Goal -
Omit any picture, and return the remaining data exactly as written.

-------- Raw data --------

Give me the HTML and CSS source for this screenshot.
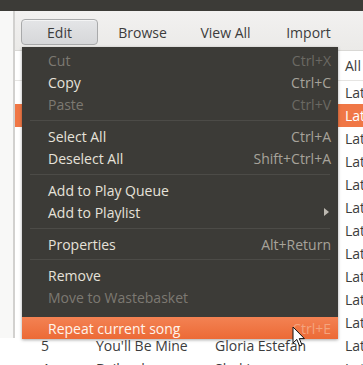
FILE: index.html
```html
<!DOCTYPE html>
<html>
<head>
<meta charset="utf-8">
<link rel="stylesheet" href="styles.css">
</head>
<body>
<div class="screen">
  <div class="topbar"></div>
  <div class="window">
    <aside class="side"></aside>
    <main class="content">
      <div class="toolbar">
        <div class="tb active">Edit</div>
        <div class="tb">Browse</div>
        <div class="tb">View All</div>
        <div class="tb">Import</div>
      </div>
      <div class="list">
        <div class="row head"><span class="c-num"></span><span class="c-title"></span><span class="c-artist"></span><span class="c-genre">All</span></div>
        <div class="row"><span class="c-num">16</span><span class="c-title">Mi Tierra</span><span class="c-artist">Gloria Estefan</span><span class="c-genre">Latin</span></div>
        <div class="row sel"><span class="c-num">15</span><span class="c-title">Hoy</span><span class="c-artist">Gloria Estefan</span><span class="c-genre">Latin</span></div>
        <div class="row"><span class="c-num">14</span><span class="c-title">Abriendo Puertas</span><span class="c-artist">Gloria Estefan</span><span class="c-genre">Latin</span></div>
        <div class="row"><span class="c-num">13</span><span class="c-title">Tres Deseos</span><span class="c-artist">Gloria Estefan</span><span class="c-genre">Latin</span></div>
        <div class="row"><span class="c-num">12</span><span class="c-title">Con Los Años</span><span class="c-artist">Gloria Estefan</span><span class="c-genre">Latin</span></div>
        <div class="row"><span class="c-num">11</span><span class="c-title">Oye</span><span class="c-artist">Gloria Estefan</span><span class="c-genre">Latin</span></div>
        <div class="row"><span class="c-num">10</span><span class="c-title">No Me Dejes</span><span class="c-artist">Gloria Estefan</span><span class="c-genre">Latin</span></div>
        <div class="row"><span class="c-num">9</span><span class="c-title">Cuando Hay Amor</span><span class="c-artist">Gloria Estefan</span><span class="c-genre">Latin</span></div>
        <div class="row"><span class="c-num">8</span><span class="c-title">Santo Santo</span><span class="c-artist">Gloria Estefan</span><span class="c-genre">Latin</span></div>
        <div class="row"><span class="c-num">7</span><span class="c-title">Mas Allá</span><span class="c-artist">Gloria Estefan</span><span class="c-genre">Latin</span></div>
        <div class="row"><span class="c-num">6</span><span class="c-title">Lucharé</span><span class="c-artist">Gloria Estefan</span><span class="c-genre">Latin</span></div>
        <div class="row"><span class="c-num">5</span><span class="c-title">You'll Be Mine</span><span class="c-artist">Gloria Estefan</span><span class="c-genre">Latin</span></div>
        <div class="row"><span class="c-num">4</span><span class="c-title">Bailando</span><span class="c-artist">Shakira</span><span class="c-genre">Latin</span></div>
      </div>
    </main>
  </div>

  <div class="menu">
    <div class="mi dis"><span>Cut</span><span class="acc">Ctrl+X</span></div>
    <div class="mi"><span>Copy</span><span class="acc">Ctrl+C</span></div>
    <div class="mi dis"><span>Paste</span><span class="acc">Ctrl+V</span></div>
    <div class="sep"></div>
    <div class="mi"><span>Select All</span><span class="acc">Ctrl+A</span></div>
    <div class="mi"><span>Deselect All</span><span class="acc">Shift+Ctrl+A</span></div>
    <div class="sep"></div>
    <div class="mi"><span>Add to Play Queue</span><span class="acc"></span></div>
    <div class="mi"><span>Add to Playlist</span><span class="arrow"></span></div>
    <div class="sep"></div>
    <div class="mi"><span>Properties</span><span class="acc">Alt+Return</span></div>
    <div class="sep s9"></div>
    <div class="mi"><span>Remove</span><span class="acc"></span></div>
    <div class="mi dis"><span>Move to Wastebasket</span><span class="acc"></span></div>
    <div class="sep s9 noline"></div>
    <div class="mi hl"><span>Repeat current song</span><span class="acc">Ctrl+E</span></div>
  </div>

  <svg class="cursor" width="14" height="22" viewBox="0 0 14 22">
    <path d="M1 1 L1 17 L4.8 13.4 L7.6 20 L10 19 L7.3 12.6 L12.4 12.6 Z" fill="#ffffff" stroke="#111111" stroke-width="1" stroke-linejoin="round"/>
  </svg>
</div>
</body>
</html>
```

FILE: styles.css
```css
* { box-sizing: border-box; }
html, body { margin: 0; padding: 0; }
body {
  width: 363px;
  height: 365px;
  overflow: hidden;
  font-family: "Open Sans", "Noto Sans", "DejaVu Sans", sans-serif;
  font-size: 14px;
  background: #ffffff;
}
.screen {
  position: relative;
  width: 363px;
  height: 365px;
  overflow: hidden;
  display: flex;
  flex-direction: column;
}
.topbar {
  height: 11px;
  flex: none;
  background: #3c3b37;
}
.window {
  flex: 1;
  display: flex;
  min-height: 0;
}
.side {
  width: 15px;
  flex: none;
  background: #f8f8f7;
  border-right: 2px solid #d2d1cf;
  height: 327px;
}
.content {
  flex: 1;
  display: flex;
  flex-direction: column;
  min-width: 0;
}
.toolbar {
  height: 40px;
  flex: none;
  display: flex;
  gap: 6px;
  padding: 8px 0 0 6px;
  background: linear-gradient(#f2f1f0, #ebeae8);
  border-bottom: 1px solid #d9d8d5;
}
.tb {
  width: 77px;
  height: 26px;
  flex: none;
  display: flex;
  align-items: center;
  justify-content: center;
  color: #3c3c3c;
  border: 1px solid transparent;
  border-radius: 4px;
}
.tb.active {
  background: linear-gradient(#e4e5e7, #d6d7d9);
  border-color: #a9aaab;
  box-shadow: inset 0 1px 0 rgba(255,255,255,0.6);
}
.list {
  flex: 1;
  background: #ffffff;
  color: #3c3c3c;
}
.row {
  display: grid;
  grid-template-columns: 81px 119px 123px 1fr;
  height: 23px;
  align-items: center;
  white-space: nowrap;
  overflow: hidden;
}
.row.head {
  height: 30px;
  border-bottom: 1px solid #e6e5e3;
}
.row.sel {
  background: #f07746;
  color: #ffffff;
}
.c-num { padding-left: 26px; }
.c-genre { padding-left: 7px; overflow: hidden; }

.menu {
  position: absolute;
  left: 22px;
  top: 47px;
  width: 316px;
  height: 292px;
  padding-top: 2px;
  background: #3c3b37;
  box-shadow: 0 1px 3px rgba(0,0,0,0.35);
  display: flex;
  flex-direction: column;
}
.mi {
  height: 22px;
  flex: none;
  display: flex;
  align-items: center;
  justify-content: space-between;
  padding: 0 7px 0 26px;
  color: #e6e2da;
  white-space: nowrap;
}
.mi .acc { color: #a7a39b; }
.mi.dis { color: #7c7972; }
.mi.dis .acc { color: #6b6963; }
.mi.hl {
  background: linear-gradient(#f38253, #ec6a36);
  color: #fff4ec;
}
.mi.hl .acc { color: #f4a47e; }
.arrow {
  width: 0;
  height: 0;
  margin-right: 2px;
  border-top: 4px solid transparent;
  border-bottom: 4px solid transparent;
  border-left: 5px solid #bdb9b1;
}
.sep {
  height: 10px;
  flex: none;
  display: flex;
  align-items: center;
  padding: 0 8px;
}
.sep::before {
  content: "";
  flex: 1;
  height: 1px;
  background: #4c4b47;
}
.sep.s9 { height: 9px; }
.sep.noline::before { background: transparent; }

.cursor {
  position: absolute;
  left: 292px;
  top: 326px;
}
```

--------

The answer -
Give me the HTML and CSS source for this screenshot.
FILE: index.html
```html
<!DOCTYPE html>
<html>
<head>
<meta charset="utf-8">
<link rel="stylesheet" href="styles.css">
</head>
<body>
<div class="screen">
  <div class="topbar"></div>
  <div class="window">
    <aside class="side"></aside>
    <main class="content">
      <div class="toolbar">
        <div class="tb active">Edit</div>
        <div class="tb">Browse</div>
        <div class="tb">View All</div>
        <div class="tb">Import</div>
      </div>
      <div class="list">
        <div class="row head"><span class="c-num"></span><span class="c-title"></span><span class="c-artist"></span><span class="c-genre">All</span></div>
        <div class="row"><span class="c-num">16</span><span class="c-title">Mi Tierra</span><span class="c-artist">Gloria Estefan</span><span class="c-genre">Latin</span></div>
        <div class="row sel"><span class="c-num">15</span><span class="c-title">Hoy</span><span class="c-artist">Gloria Estefan</span><span class="c-genre">Latin</span></div>
        <div class="row"><span class="c-num">14</span><span class="c-title">Abriendo Puertas</span><span class="c-artist">Gloria Estefan</span><span class="c-genre">Latin</span></div>
        <div class="row"><span class="c-num">13</span><span class="c-title">Tres Deseos</span><span class="c-artist">Gloria Estefan</span><span class="c-genre">Latin</span></div>
        <div class="row"><span class="c-num">12</span><span class="c-title">Con Los Años</span><span class="c-artist">Gloria Estefan</span><span class="c-genre">Latin</span></div>
        <div class="row"><span class="c-num">11</span><span class="c-title">Oye</span><span class="c-artist">Gloria Estefan</span><span class="c-genre">Latin</span></div>
        <div class="row"><span class="c-num">10</span><span class="c-title">No Me Dejes</span><span class="c-artist">Gloria Estefan</span><span class="c-genre">Latin</span></div>
        <div class="row"><span class="c-num">9</span><span class="c-title">Cuando Hay Amor</span><span class="c-artist">Gloria Estefan</span><span class="c-genre">Latin</span></div>
        <div class="row"><span class="c-num">8</span><span class="c-title">Santo Santo</span><span class="c-artist">Gloria Estefan</span><span class="c-genre">Latin</span></div>
        <div class="row"><span class="c-num">7</span><span class="c-title">Mas Allá</span><span class="c-artist">Gloria Estefan</span><span class="c-genre">Latin</span></div>
        <div class="row"><span class="c-num">6</span><span class="c-title">Lucharé</span><span class="c-artist">Gloria Estefan</span><span class="c-genre">Latin</span></div>
        <div class="row"><span class="c-num">5</span><span class="c-title">You'll Be Mine</span><span class="c-artist">Gloria Estefan</span><span class="c-genre">Latin</span></div>
        <div class="row"><span class="c-num">4</span><span class="c-title">Bailando</span><span class="c-artist">Shakira</span><span class="c-genre">Latin</span></div>
      </div>
    </main>
  </div>

  <div class="menu">
    <div class="mi dis"><span>Cut</span><span class="acc">Ctrl+X</span></div>
    <div class="mi"><span>Copy</span><span class="acc">Ctrl+C</span></div>
    <div class="mi dis"><span>Paste</span><span class="acc">Ctrl+V</span></div>
    <div class="sep"></div>
    <div class="mi"><span>Select All</span><span class="acc">Ctrl+A</span></div>
    <div class="mi"><span>Deselect All</span><span class="acc">Shift+Ctrl+A</span></div>
    <div class="sep"></div>
    <div class="mi"><span>Add to Play Queue</span><span class="acc"></span></div>
    <div class="mi"><span>Add to Playlist</span><span class="arrow"></span></div>
    <div class="sep"></div>
    <div class="mi"><span>Properties</span><span class="acc">Alt+Return</span></div>
    <div class="sep s9"></div>
    <div class="mi"><span>Remove</span><span class="acc"></span></div>
    <div class="mi dis"><span>Move to Wastebasket</span><span class="acc"></span></div>
    <div class="sep s9 noline"></div>
    <div class="mi hl"><span>Repeat current song</span><span class="acc">Ctrl+E</span></div>
  </div>

  <svg class="cursor" width="14" height="22" viewBox="0 0 14 22">
    <path d="M1 1 L1 17 L4.8 13.4 L7.6 20 L10 19 L7.3 12.6 L12.4 12.6 Z" fill="#ffffff" stroke="#111111" stroke-width="1" stroke-linejoin="round"/>
  </svg>
</div>
</body>
</html>
```

FILE: styles.css
```css
* { box-sizing: border-box; }
html, body { margin: 0; padding: 0; }
body {
  width: 363px;
  height: 365px;
  overflow: hidden;
  font-family: "Open Sans", "Noto Sans", "DejaVu Sans", sans-serif;
  font-size: 14px;
  background: #ffffff;
}
.screen {
  position: relative;
  width: 363px;
  height: 365px;
  overflow: hidden;
  display: flex;
  flex-direction: column;
}
.topbar {
  height: 11px;
  flex: none;
  background: #3c3b37;
}
.window {
  flex: 1;
  display: flex;
  min-height: 0;
}
.side {
  width: 15px;
  flex: none;
  background: #f8f8f7;
  border-right: 2px solid #d2d1cf;
  height: 327px;
}
.content {
  flex: 1;
  display: flex;
  flex-direction: column;
  min-width: 0;
}
.toolbar {
  height: 40px;
  flex: none;
  display: flex;
  gap: 6px;
  padding: 8px 0 0 6px;
  background: linear-gradient(#f2f1f0, #ebeae8);
  border-bottom: 1px solid #d9d8d5;
}
.tb {
  width: 77px;
  height: 26px;
  flex: none;
  display: flex;
  align-items: center;
  justify-content: center;
  color: #3c3c3c;
  border: 1px solid transparent;
  border-radius: 4px;
}
.tb.active {
  background: linear-gradient(#e4e5e7, #d6d7d9);
  border-color: #a9aaab;
  box-shadow: inset 0 1px 0 rgba(255,255,255,0.6);
}
.list {
  flex: 1;
  background: #ffffff;
  color: #3c3c3c;
}
.row {
  display: grid;
  grid-template-columns: 81px 119px 123px 1fr;
  height: 23px;
  align-items: center;
  white-space: nowrap;
  overflow: hidden;
}
.row.head {
  height: 30px;
  border-bottom: 1px solid #e6e5e3;
}
.row.sel {
  background: #f07746;
  color: #ffffff;
}
.c-num { padding-left: 26px; }
.c-genre { padding-left: 7px; overflow: hidden; }

.menu {
  position: absolute;
  left: 22px;
  top: 47px;
  width: 316px;
  height: 292px;
  padding-top: 2px;
  background: #3c3b37;
  box-shadow: 0 1px 3px rgba(0,0,0,0.35);
  display: flex;
  flex-direction: column;
}
.mi {
  height: 22px;
  flex: none;
  display: flex;
  align-items: center;
  justify-content: space-between;
  padding: 0 7px 0 26px;
  color: #e6e2da;
  white-space: nowrap;
}
.mi .acc { color: #a7a39b; }
.mi.dis { color: #7c7972; }
.mi.dis .acc { color: #6b6963; }
.mi.hl {
  background: linear-gradient(#f38253, #ec6a36);
  color: #fff4ec;
}
.mi.hl .acc { color: #f4a47e; }
.arrow {
  width: 0;
  height: 0;
  margin-right: 2px;
  border-top: 4px solid transparent;
  border-bottom: 4px solid transparent;
  border-left: 5px solid #bdb9b1;
}
.sep {
  height: 10px;
  flex: none;
  display: flex;
  align-items: center;
  padding: 0 8px;
}
.sep::before {
  content: "";
  flex: 1;
  height: 1px;
  background: #4c4b47;
}
.sep.s9 { height: 9px; }
.sep.noline::before { background: transparent; }

.cursor {
  position: absolute;
  left: 292px;
  top: 326px;
}
```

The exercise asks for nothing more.